* Short task
Transcribe the full listing exactly, and drop every picture.

* Data section
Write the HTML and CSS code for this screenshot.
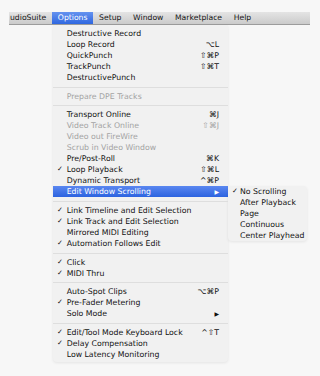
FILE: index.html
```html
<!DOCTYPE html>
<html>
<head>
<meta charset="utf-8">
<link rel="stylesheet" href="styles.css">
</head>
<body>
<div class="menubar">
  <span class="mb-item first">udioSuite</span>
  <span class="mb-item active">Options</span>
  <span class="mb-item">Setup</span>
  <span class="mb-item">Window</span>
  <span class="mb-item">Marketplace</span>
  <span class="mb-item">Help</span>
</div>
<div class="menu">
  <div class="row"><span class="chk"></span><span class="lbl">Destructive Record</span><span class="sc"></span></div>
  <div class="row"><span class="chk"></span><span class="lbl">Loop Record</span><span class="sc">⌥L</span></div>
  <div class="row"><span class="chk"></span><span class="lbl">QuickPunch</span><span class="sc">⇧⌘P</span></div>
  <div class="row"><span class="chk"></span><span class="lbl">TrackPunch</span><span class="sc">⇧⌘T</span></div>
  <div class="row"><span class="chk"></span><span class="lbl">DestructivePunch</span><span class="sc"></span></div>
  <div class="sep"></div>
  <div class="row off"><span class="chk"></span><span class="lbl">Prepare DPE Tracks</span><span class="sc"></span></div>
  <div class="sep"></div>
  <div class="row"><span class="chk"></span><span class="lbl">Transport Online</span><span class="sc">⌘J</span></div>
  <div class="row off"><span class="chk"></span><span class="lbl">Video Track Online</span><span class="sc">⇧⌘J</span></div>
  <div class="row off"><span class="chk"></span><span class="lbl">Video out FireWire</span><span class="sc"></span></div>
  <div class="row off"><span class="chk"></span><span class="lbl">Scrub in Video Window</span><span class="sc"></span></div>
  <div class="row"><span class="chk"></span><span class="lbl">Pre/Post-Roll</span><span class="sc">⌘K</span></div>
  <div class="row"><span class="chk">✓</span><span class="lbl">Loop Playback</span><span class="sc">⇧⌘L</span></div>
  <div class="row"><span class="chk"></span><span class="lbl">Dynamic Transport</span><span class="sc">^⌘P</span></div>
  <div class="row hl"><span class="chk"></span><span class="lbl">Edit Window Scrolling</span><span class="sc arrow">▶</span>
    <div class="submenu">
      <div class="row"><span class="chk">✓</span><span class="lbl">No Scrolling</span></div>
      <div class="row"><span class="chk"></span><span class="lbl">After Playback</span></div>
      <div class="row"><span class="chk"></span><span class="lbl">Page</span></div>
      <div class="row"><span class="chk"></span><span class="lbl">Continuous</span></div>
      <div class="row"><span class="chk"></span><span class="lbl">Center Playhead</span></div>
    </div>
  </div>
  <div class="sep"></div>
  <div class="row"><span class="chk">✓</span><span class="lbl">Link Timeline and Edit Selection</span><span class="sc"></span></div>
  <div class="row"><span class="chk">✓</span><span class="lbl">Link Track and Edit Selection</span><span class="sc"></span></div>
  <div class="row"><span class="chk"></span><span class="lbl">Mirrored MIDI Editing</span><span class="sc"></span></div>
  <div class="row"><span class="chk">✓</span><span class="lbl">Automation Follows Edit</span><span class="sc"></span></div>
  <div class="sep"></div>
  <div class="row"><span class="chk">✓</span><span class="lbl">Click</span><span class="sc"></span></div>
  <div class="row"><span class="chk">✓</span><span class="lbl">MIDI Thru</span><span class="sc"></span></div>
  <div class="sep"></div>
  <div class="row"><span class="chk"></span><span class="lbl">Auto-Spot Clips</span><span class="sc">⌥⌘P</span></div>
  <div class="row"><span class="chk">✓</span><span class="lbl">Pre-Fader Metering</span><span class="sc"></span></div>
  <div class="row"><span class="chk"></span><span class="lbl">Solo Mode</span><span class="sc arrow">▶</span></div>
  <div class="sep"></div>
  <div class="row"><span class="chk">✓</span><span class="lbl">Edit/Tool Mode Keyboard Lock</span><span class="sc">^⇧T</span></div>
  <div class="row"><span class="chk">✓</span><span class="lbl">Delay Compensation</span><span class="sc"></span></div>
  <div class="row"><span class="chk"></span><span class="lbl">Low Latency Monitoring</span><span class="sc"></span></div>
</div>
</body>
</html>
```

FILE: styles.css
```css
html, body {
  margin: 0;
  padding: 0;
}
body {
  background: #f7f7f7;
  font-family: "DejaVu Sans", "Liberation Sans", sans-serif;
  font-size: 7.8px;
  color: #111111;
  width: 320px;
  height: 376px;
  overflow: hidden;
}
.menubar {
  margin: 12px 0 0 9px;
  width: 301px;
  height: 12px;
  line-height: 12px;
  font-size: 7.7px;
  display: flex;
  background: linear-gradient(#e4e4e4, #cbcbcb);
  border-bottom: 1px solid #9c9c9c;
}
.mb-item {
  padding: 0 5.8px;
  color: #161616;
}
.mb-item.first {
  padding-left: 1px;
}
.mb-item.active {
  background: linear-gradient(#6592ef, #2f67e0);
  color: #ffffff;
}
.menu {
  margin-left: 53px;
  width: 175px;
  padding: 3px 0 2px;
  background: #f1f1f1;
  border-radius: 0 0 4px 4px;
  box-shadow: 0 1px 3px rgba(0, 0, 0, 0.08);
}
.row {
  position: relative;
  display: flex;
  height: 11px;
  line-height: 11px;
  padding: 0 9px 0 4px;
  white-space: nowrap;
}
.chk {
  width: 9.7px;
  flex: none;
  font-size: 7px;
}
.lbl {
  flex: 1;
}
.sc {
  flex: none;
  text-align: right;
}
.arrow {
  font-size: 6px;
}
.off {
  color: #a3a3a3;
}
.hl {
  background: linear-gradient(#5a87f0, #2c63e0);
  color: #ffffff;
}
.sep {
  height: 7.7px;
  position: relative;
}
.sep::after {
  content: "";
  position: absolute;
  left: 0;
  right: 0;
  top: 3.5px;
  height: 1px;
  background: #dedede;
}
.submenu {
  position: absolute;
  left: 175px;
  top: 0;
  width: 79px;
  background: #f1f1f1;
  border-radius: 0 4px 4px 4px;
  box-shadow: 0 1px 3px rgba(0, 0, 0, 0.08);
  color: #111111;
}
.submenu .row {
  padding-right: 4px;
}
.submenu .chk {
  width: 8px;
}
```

* Exercise answer
Write the HTML and CSS code for this screenshot.
FILE: index.html
```html
<!DOCTYPE html>
<html>
<head>
<meta charset="utf-8">
<link rel="stylesheet" href="styles.css">
</head>
<body>
<div class="menubar">
  <span class="mb-item first">udioSuite</span>
  <span class="mb-item active">Options</span>
  <span class="mb-item">Setup</span>
  <span class="mb-item">Window</span>
  <span class="mb-item">Marketplace</span>
  <span class="mb-item">Help</span>
</div>
<div class="menu">
  <div class="row"><span class="chk"></span><span class="lbl">Destructive Record</span><span class="sc"></span></div>
  <div class="row"><span class="chk"></span><span class="lbl">Loop Record</span><span class="sc">⌥L</span></div>
  <div class="row"><span class="chk"></span><span class="lbl">QuickPunch</span><span class="sc">⇧⌘P</span></div>
  <div class="row"><span class="chk"></span><span class="lbl">TrackPunch</span><span class="sc">⇧⌘T</span></div>
  <div class="row"><span class="chk"></span><span class="lbl">DestructivePunch</span><span class="sc"></span></div>
  <div class="sep"></div>
  <div class="row off"><span class="chk"></span><span class="lbl">Prepare DPE Tracks</span><span class="sc"></span></div>
  <div class="sep"></div>
  <div class="row"><span class="chk"></span><span class="lbl">Transport Online</span><span class="sc">⌘J</span></div>
  <div class="row off"><span class="chk"></span><span class="lbl">Video Track Online</span><span class="sc">⇧⌘J</span></div>
  <div class="row off"><span class="chk"></span><span class="lbl">Video out FireWire</span><span class="sc"></span></div>
  <div class="row off"><span class="chk"></span><span class="lbl">Scrub in Video Window</span><span class="sc"></span></div>
  <div class="row"><span class="chk"></span><span class="lbl">Pre/Post-Roll</span><span class="sc">⌘K</span></div>
  <div class="row"><span class="chk">✓</span><span class="lbl">Loop Playback</span><span class="sc">⇧⌘L</span></div>
  <div class="row"><span class="chk"></span><span class="lbl">Dynamic Transport</span><span class="sc">^⌘P</span></div>
  <div class="row hl"><span class="chk"></span><span class="lbl">Edit Window Scrolling</span><span class="sc arrow">▶</span>
    <div class="submenu">
      <div class="row"><span class="chk">✓</span><span class="lbl">No Scrolling</span></div>
      <div class="row"><span class="chk"></span><span class="lbl">After Playback</span></div>
      <div class="row"><span class="chk"></span><span class="lbl">Page</span></div>
      <div class="row"><span class="chk"></span><span class="lbl">Continuous</span></div>
      <div class="row"><span class="chk"></span><span class="lbl">Center Playhead</span></div>
    </div>
  </div>
  <div class="sep"></div>
  <div class="row"><span class="chk">✓</span><span class="lbl">Link Timeline and Edit Selection</span><span class="sc"></span></div>
  <div class="row"><span class="chk">✓</span><span class="lbl">Link Track and Edit Selection</span><span class="sc"></span></div>
  <div class="row"><span class="chk"></span><span class="lbl">Mirrored MIDI Editing</span><span class="sc"></span></div>
  <div class="row"><span class="chk">✓</span><span class="lbl">Automation Follows Edit</span><span class="sc"></span></div>
  <div class="sep"></div>
  <div class="row"><span class="chk">✓</span><span class="lbl">Click</span><span class="sc"></span></div>
  <div class="row"><span class="chk">✓</span><span class="lbl">MIDI Thru</span><span class="sc"></span></div>
  <div class="sep"></div>
  <div class="row"><span class="chk"></span><span class="lbl">Auto-Spot Clips</span><span class="sc">⌥⌘P</span></div>
  <div class="row"><span class="chk">✓</span><span class="lbl">Pre-Fader Metering</span><span class="sc"></span></div>
  <div class="row"><span class="chk"></span><span class="lbl">Solo Mode</span><span class="sc arrow">▶</span></div>
  <div class="sep"></div>
  <div class="row"><span class="chk">✓</span><span class="lbl">Edit/Tool Mode Keyboard Lock</span><span class="sc">^⇧T</span></div>
  <div class="row"><span class="chk">✓</span><span class="lbl">Delay Compensation</span><span class="sc"></span></div>
  <div class="row"><span class="chk"></span><span class="lbl">Low Latency Monitoring</span><span class="sc"></span></div>
</div>
</body>
</html>
```

FILE: styles.css
```css
html, body {
  margin: 0;
  padding: 0;
}
body {
  background: #f7f7f7;
  font-family: "DejaVu Sans", "Liberation Sans", sans-serif;
  font-size: 7.8px;
  color: #111111;
  width: 320px;
  height: 376px;
  overflow: hidden;
}
.menubar {
  margin: 12px 0 0 9px;
  width: 301px;
  height: 12px;
  line-height: 12px;
  font-size: 7.7px;
  display: flex;
  background: linear-gradient(#e4e4e4, #cbcbcb);
  border-bottom: 1px solid #9c9c9c;
}
.mb-item {
  padding: 0 5.8px;
  color: #161616;
}
.mb-item.first {
  padding-left: 1px;
}
.mb-item.active {
  background: linear-gradient(#6592ef, #2f67e0);
  color: #ffffff;
}
.menu {
  margin-left: 53px;
  width: 175px;
  padding: 3px 0 2px;
  background: #f1f1f1;
  border-radius: 0 0 4px 4px;
  box-shadow: 0 1px 3px rgba(0, 0, 0, 0.08);
}
.row {
  position: relative;
  display: flex;
  height: 11px;
  line-height: 11px;
  padding: 0 9px 0 4px;
  white-space: nowrap;
}
.chk {
  width: 9.7px;
  flex: none;
  font-size: 7px;
}
.lbl {
  flex: 1;
}
.sc {
  flex: none;
  text-align: right;
}
.arrow {
  font-size: 6px;
}
.off {
  color: #a3a3a3;
}
.hl {
  background: linear-gradient(#5a87f0, #2c63e0);
  color: #ffffff;
}
.sep {
  height: 7.7px;
  position: relative;
}
.sep::after {
  content: "";
  position: absolute;
  left: 0;
  right: 0;
  top: 3.5px;
  height: 1px;
  background: #dedede;
}
.submenu {
  position: absolute;
  left: 175px;
  top: 0;
  width: 79px;
  background: #f1f1f1;
  border-radius: 0 4px 4px 4px;
  box-shadow: 0 1px 3px rgba(0, 0, 0, 0.08);
  color: #111111;
}
.submenu .row {
  padding-right: 4px;
}
.submenu .chk {
  width: 8px;
}
```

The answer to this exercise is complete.